* Start DATASET CONTENT *
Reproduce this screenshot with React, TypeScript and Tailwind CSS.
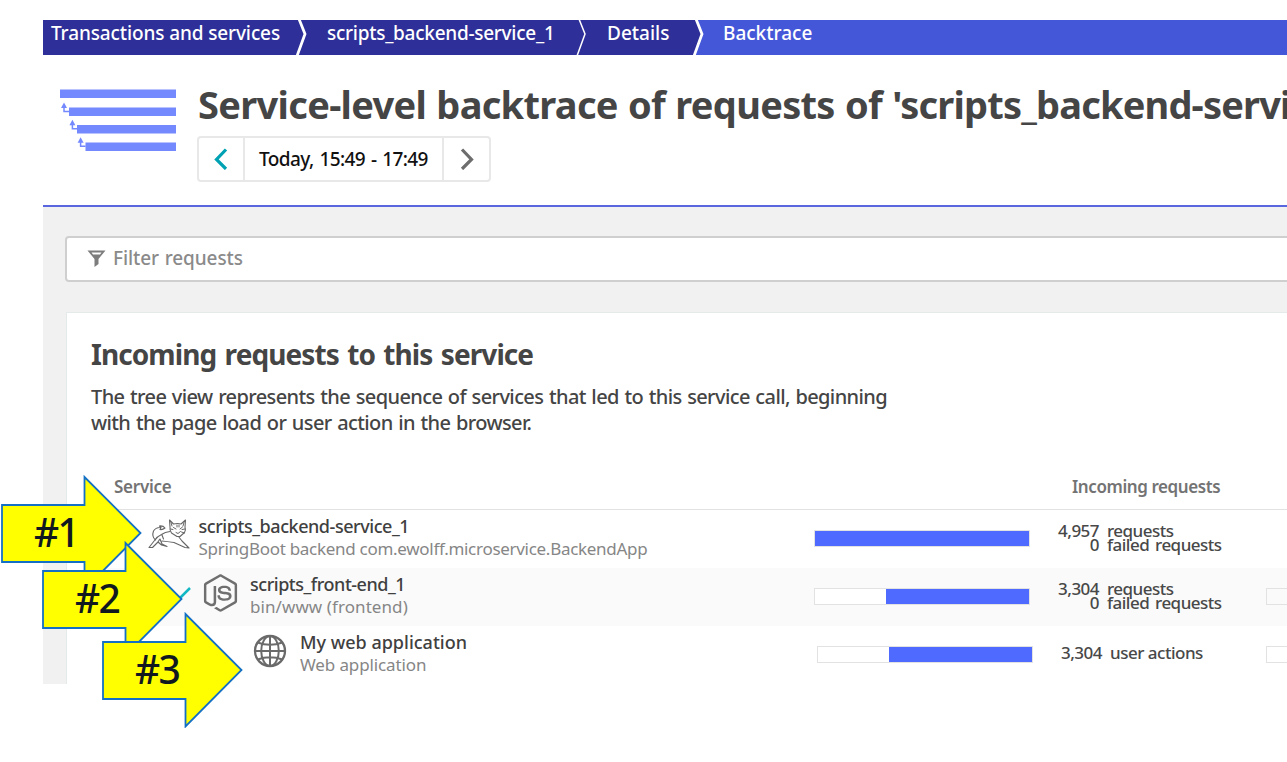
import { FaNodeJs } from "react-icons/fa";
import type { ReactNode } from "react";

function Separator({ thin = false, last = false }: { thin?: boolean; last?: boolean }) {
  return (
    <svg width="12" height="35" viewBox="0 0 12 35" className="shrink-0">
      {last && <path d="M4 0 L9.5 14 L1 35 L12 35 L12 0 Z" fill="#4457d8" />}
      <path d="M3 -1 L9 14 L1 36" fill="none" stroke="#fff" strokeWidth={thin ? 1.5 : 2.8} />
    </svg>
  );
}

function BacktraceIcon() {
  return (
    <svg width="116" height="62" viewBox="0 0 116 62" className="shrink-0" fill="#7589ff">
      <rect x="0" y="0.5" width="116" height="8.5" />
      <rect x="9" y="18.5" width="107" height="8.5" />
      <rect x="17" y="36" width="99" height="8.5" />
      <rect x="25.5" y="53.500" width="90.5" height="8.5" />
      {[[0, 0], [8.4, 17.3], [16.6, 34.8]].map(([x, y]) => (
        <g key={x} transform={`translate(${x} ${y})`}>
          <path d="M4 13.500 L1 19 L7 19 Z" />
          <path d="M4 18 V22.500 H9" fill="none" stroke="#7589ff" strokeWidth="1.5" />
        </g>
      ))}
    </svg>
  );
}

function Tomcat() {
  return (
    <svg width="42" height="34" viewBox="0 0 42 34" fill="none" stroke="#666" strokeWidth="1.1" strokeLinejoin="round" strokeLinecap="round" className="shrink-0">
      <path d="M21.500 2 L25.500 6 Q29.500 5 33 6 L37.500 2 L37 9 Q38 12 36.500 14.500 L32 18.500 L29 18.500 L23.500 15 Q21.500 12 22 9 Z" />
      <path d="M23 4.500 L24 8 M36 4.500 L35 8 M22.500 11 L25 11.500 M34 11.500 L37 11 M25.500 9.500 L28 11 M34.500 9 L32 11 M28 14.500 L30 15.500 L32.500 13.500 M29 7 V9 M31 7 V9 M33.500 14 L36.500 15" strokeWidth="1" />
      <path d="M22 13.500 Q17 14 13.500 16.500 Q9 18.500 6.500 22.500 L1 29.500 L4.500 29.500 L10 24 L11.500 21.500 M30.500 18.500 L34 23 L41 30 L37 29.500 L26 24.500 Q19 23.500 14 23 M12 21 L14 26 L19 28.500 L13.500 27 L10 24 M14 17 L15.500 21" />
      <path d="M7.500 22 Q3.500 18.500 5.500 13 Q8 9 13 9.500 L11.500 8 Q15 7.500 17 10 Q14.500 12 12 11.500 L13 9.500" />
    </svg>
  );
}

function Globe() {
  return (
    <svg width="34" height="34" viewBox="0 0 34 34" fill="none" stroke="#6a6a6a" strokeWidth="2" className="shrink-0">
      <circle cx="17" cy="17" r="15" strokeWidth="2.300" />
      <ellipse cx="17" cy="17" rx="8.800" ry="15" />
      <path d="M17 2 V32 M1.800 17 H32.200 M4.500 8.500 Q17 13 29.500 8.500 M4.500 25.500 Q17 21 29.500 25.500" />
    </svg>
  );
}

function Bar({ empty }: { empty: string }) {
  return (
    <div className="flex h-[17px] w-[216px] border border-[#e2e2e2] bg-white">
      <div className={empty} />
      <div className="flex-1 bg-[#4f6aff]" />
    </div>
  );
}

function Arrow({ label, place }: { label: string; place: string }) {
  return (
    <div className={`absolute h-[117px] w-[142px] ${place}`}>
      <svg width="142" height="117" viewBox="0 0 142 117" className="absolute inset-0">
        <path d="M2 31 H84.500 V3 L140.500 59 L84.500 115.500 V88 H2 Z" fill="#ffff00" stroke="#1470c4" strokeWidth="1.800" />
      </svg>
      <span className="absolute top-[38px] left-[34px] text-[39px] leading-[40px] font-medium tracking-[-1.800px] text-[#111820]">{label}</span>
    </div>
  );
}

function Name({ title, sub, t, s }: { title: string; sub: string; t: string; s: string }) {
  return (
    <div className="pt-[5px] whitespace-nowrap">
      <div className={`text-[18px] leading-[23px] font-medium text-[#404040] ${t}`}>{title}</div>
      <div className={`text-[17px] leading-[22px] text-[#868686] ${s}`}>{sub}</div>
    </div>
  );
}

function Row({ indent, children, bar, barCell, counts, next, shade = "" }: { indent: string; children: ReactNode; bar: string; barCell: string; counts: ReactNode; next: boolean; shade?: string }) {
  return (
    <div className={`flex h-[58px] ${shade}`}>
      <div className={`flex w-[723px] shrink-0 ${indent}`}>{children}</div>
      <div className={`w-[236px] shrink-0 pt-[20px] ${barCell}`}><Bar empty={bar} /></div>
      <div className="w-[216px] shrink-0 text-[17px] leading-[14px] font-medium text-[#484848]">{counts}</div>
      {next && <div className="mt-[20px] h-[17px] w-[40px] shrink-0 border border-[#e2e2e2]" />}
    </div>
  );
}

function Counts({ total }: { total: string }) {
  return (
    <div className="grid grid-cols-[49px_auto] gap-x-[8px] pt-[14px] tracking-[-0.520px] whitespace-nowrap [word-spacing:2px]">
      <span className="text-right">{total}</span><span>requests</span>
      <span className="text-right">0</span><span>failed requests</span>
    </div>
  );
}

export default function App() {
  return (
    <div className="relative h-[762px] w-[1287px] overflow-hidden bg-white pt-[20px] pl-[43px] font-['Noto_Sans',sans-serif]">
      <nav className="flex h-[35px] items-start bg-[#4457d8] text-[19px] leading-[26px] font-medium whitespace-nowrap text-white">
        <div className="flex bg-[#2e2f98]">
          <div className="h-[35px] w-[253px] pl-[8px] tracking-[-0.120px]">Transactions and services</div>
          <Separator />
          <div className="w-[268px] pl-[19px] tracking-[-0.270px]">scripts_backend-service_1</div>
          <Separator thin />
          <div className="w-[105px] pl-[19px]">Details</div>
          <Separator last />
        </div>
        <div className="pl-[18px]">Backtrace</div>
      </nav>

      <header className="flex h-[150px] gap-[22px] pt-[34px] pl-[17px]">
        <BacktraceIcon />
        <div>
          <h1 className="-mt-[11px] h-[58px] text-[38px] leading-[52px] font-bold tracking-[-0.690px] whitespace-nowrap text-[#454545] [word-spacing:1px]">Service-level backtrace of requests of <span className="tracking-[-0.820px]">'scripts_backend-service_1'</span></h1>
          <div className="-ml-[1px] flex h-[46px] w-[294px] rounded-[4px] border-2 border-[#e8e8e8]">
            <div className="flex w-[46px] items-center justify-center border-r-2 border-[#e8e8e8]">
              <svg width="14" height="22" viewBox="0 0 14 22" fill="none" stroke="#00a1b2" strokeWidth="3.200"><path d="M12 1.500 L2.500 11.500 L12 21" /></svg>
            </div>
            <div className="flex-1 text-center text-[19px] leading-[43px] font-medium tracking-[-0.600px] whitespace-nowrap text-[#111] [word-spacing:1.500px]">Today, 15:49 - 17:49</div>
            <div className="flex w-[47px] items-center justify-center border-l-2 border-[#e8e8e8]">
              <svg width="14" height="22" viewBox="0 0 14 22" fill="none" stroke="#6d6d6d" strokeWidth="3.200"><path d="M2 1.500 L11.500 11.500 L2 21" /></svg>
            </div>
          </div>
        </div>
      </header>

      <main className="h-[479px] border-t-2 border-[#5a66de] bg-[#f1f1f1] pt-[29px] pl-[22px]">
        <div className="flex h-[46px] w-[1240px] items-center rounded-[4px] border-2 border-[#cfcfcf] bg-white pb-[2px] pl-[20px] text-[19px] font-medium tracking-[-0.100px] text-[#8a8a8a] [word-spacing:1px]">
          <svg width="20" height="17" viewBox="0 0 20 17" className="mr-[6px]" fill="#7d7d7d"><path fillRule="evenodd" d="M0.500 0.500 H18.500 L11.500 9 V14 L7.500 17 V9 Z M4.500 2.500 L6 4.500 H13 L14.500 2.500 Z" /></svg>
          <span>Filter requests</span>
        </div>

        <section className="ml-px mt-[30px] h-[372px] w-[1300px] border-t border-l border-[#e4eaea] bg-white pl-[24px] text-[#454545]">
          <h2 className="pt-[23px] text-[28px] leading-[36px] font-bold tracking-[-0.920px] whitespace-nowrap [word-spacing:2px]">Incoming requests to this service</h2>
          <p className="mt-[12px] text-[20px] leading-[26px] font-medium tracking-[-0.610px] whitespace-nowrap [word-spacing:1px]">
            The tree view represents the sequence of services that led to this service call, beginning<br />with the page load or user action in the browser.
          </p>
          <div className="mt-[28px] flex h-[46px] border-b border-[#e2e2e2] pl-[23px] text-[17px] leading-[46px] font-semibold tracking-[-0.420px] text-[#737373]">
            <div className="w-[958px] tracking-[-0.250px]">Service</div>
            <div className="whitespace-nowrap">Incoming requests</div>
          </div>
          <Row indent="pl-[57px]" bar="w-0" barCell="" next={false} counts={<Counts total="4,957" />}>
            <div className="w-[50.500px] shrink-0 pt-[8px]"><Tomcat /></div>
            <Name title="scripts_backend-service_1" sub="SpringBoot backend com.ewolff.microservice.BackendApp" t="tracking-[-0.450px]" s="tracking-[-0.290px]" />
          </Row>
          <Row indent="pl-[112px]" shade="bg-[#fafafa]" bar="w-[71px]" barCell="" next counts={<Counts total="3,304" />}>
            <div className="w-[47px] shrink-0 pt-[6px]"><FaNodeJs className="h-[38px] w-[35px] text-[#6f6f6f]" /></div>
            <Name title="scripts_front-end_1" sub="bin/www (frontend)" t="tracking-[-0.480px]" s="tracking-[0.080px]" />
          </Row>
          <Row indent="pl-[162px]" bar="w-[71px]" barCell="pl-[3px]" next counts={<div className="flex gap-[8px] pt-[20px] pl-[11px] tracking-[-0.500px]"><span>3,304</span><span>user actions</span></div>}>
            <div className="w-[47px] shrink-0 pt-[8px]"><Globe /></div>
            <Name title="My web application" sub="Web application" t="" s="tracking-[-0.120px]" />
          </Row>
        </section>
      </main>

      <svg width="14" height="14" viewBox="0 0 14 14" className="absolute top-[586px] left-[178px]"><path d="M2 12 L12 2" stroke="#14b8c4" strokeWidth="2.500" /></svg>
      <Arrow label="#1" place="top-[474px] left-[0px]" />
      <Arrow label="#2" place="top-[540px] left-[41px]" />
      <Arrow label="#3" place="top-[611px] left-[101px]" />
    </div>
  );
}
* End DATASET CONTENT *
- **TASK OBJECTIVE**: Pull out every line in the material above where "with" occurs.

- **RESPONSE**:
Reproduce this screenshot with React, TypeScript and Tailwind CSS.
            The tree view represents the sequence of services that led to this service call, beginning<br />with the page load or user action in the browser.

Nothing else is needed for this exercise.